The family travels often, but not always for work. This summer, they took a guided trip through Israel, which was partly filmed for a documentary.
She and her husband work together on films and book projects as well; in recent years a series of faith-based movies, because most people in the film industry don’t make these.
“Miracle in East Texas” has been going through the film festival circuit and she plans to bring it to theaters for spring 2020.
Sorbo also runs a radio talk show, which she previously took a break from while producing and promoting their 2017 movie “Let There Be Light,” which covers politics and current events.
This month, she and her son Braeden will be at a state policy event in Colorado Springs, because his career as a public speaker is well underway.

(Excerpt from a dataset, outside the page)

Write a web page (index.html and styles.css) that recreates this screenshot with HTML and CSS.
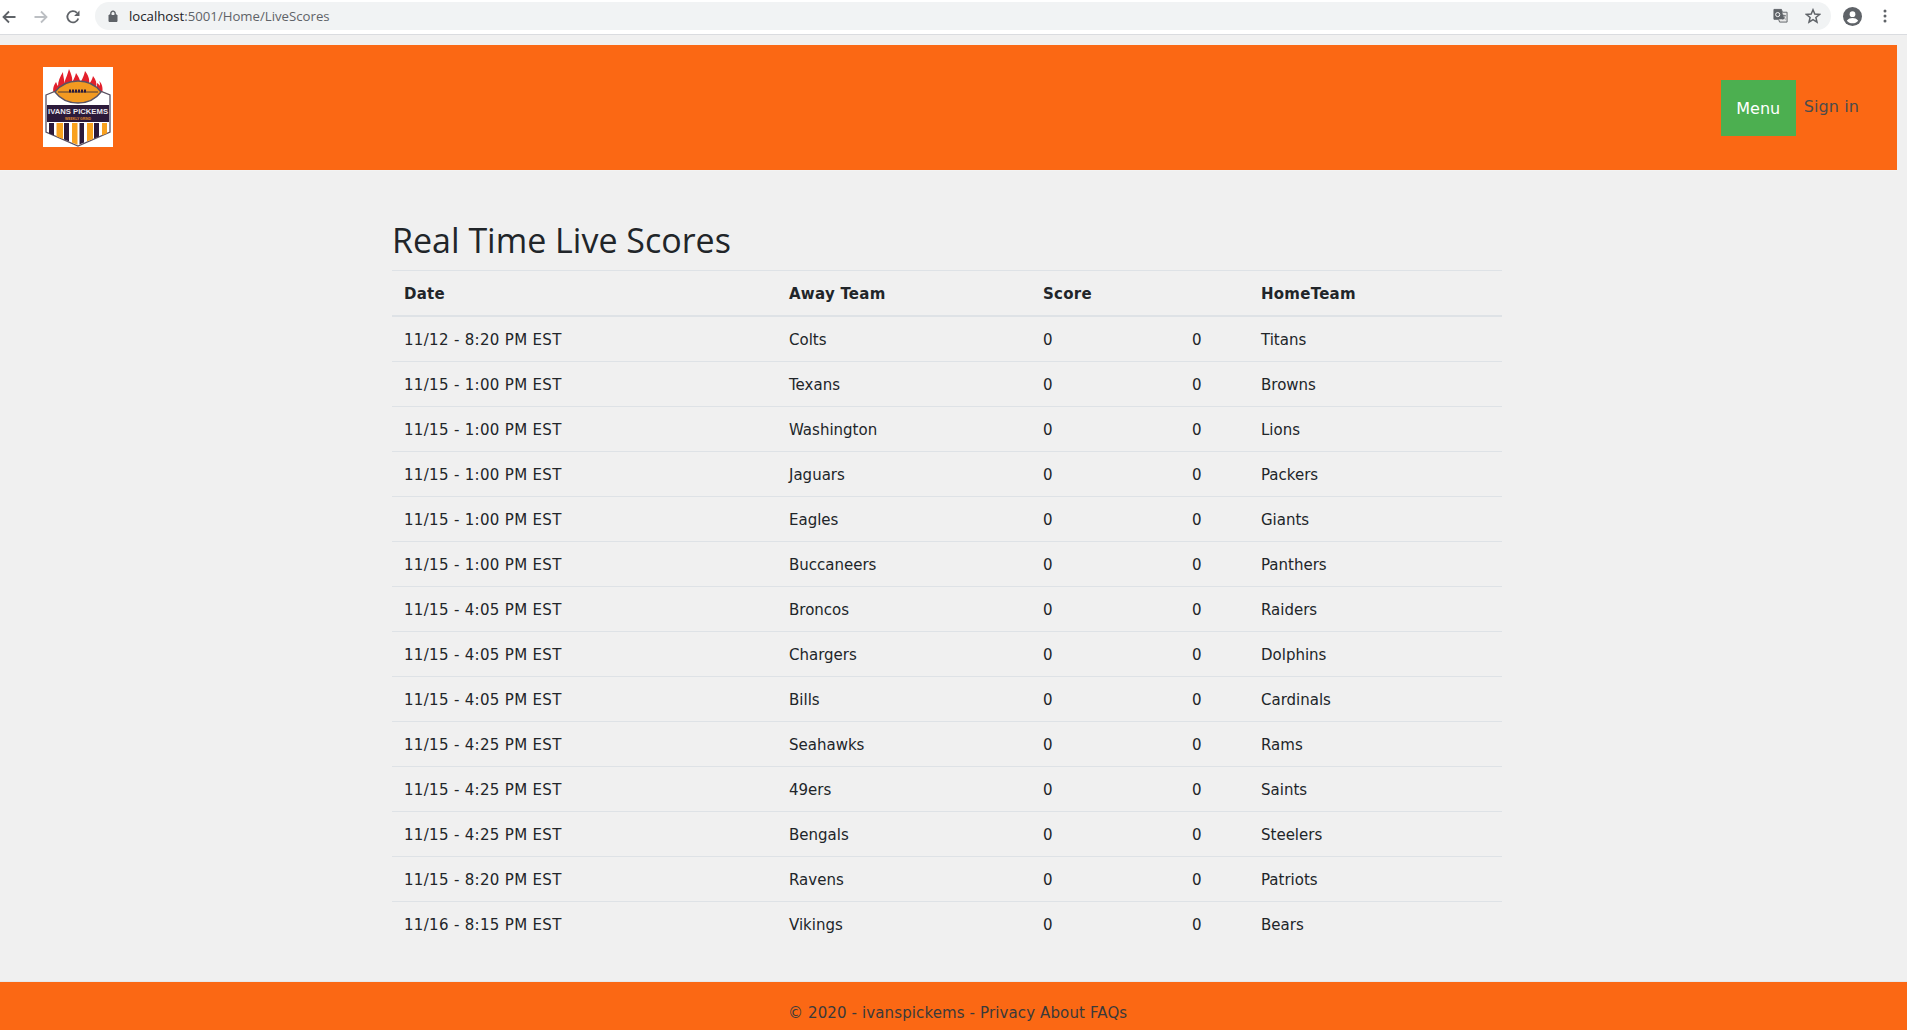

“I’ve got an engineer, an artist, and a public speaker,” Sorbo said of her teenagers. Rethinking education has allowed her to rethink higher education as well. With the string of admissions scandals, brand name universities don’t mean good grades as much as they signal an expensive degree, and studies have shown that people with Harvard-level academics who don’t attend Harvard end up with similarly lucrative careers.
Parents look at what Sorbo is done and they’ll tell her, “Wow. But I just don’t have the patience.”
“And I look at them, and I say, well, maybe God gave you children to teach you patience,” Sorbo said. “Maybe patience is something for you to learn.”
By the way, she adds, the opposite of patience is anger. We have enough of that in our culture.
Beyond homeschooling, there are myriad options including tutors and hiring a retired teacher who can homeschool or hybrid schools that mix homeschooling with private school, and co-ops where a group of parents take turns educating. Children are our most precious parts of us, Sorbo said, and if we care, there are options. Lots of them.
She is currently working on putting together more materials on homeschooling of a more practical nature, “some materials to make home ed something a bit more tangible and reasonable-looking,” she said.